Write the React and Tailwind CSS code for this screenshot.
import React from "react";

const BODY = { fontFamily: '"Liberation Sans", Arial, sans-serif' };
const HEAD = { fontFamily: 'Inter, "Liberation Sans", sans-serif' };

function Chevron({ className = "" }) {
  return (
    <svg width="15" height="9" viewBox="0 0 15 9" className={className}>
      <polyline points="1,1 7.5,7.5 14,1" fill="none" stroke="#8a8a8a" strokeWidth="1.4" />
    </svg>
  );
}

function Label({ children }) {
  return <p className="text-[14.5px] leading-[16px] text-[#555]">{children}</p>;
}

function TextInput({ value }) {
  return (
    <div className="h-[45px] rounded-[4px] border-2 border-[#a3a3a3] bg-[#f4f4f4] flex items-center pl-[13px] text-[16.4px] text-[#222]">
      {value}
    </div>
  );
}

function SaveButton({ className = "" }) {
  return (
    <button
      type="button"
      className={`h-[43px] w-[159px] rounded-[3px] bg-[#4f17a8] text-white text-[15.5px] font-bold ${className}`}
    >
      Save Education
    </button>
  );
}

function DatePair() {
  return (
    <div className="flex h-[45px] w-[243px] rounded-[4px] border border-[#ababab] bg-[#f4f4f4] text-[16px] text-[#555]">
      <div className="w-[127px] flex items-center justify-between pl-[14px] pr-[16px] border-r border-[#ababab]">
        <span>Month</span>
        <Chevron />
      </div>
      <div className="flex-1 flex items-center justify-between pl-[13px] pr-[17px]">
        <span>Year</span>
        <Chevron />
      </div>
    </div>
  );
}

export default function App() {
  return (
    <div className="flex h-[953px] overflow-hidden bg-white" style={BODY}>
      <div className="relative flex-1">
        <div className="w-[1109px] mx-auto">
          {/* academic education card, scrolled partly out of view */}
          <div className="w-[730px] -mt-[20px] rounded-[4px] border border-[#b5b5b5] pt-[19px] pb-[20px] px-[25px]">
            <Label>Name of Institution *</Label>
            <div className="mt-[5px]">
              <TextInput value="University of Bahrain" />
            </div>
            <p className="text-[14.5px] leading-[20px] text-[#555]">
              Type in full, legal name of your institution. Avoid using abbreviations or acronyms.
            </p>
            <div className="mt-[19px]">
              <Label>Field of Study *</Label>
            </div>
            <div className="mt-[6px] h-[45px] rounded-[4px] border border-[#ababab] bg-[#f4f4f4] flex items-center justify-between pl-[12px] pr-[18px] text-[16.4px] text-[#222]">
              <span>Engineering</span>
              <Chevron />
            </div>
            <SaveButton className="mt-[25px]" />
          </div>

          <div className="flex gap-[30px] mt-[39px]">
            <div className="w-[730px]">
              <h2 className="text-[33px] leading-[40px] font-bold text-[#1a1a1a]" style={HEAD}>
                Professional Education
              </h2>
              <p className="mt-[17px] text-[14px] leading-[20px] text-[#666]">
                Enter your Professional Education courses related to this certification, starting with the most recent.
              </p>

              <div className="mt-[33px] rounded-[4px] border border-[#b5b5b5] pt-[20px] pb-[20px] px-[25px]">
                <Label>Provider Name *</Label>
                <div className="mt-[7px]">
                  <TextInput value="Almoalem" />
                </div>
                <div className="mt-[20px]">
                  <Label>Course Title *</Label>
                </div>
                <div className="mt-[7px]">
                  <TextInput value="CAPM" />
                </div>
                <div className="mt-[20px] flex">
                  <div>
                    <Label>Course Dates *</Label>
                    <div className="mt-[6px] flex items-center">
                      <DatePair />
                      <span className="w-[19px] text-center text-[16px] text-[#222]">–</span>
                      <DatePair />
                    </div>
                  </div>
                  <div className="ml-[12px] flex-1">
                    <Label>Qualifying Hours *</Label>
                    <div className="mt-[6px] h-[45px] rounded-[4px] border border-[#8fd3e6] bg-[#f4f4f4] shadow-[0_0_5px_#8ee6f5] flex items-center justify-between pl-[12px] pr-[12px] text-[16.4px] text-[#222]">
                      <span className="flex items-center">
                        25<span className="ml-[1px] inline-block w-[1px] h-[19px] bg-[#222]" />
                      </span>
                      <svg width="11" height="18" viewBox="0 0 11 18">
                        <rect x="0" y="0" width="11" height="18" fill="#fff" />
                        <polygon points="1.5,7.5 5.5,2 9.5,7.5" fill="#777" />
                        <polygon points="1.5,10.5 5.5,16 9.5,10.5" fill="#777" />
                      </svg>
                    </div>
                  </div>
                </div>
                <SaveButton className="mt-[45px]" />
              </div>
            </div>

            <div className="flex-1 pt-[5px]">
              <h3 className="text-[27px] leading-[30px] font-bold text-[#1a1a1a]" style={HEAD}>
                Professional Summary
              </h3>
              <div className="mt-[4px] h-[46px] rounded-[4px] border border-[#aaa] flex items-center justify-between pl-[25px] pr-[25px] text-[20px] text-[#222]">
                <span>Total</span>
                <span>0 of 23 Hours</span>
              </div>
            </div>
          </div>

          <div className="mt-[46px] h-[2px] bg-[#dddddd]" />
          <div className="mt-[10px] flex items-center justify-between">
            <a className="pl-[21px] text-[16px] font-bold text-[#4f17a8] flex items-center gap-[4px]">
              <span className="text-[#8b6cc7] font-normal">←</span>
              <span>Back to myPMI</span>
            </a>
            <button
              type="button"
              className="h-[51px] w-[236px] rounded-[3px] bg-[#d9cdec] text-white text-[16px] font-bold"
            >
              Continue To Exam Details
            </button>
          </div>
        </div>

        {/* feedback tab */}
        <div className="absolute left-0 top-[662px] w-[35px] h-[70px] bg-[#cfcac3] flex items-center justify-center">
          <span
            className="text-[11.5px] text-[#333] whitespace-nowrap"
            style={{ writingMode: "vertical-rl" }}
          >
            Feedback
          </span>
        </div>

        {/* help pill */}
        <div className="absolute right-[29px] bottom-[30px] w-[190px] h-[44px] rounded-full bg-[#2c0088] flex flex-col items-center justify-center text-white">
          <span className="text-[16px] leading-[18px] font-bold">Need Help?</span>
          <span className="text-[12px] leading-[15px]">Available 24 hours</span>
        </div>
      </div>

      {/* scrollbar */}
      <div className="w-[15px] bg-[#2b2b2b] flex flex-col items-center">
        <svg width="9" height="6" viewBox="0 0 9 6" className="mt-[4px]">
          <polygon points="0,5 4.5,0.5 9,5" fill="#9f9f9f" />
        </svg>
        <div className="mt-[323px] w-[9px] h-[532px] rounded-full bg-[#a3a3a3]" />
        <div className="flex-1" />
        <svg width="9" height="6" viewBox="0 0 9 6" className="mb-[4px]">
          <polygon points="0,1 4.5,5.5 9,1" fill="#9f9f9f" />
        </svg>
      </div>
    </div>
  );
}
* * *
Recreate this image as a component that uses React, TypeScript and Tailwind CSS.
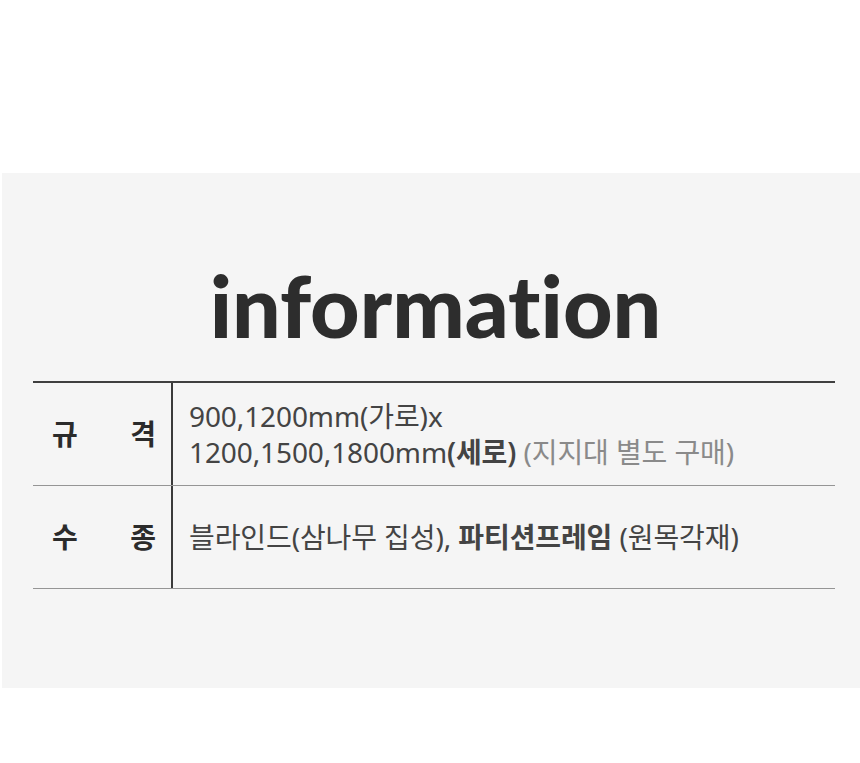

▸ CHALLENGE
Report how many lines of the listing hold the word "this", with nothing but the number.

▸ RESULT
3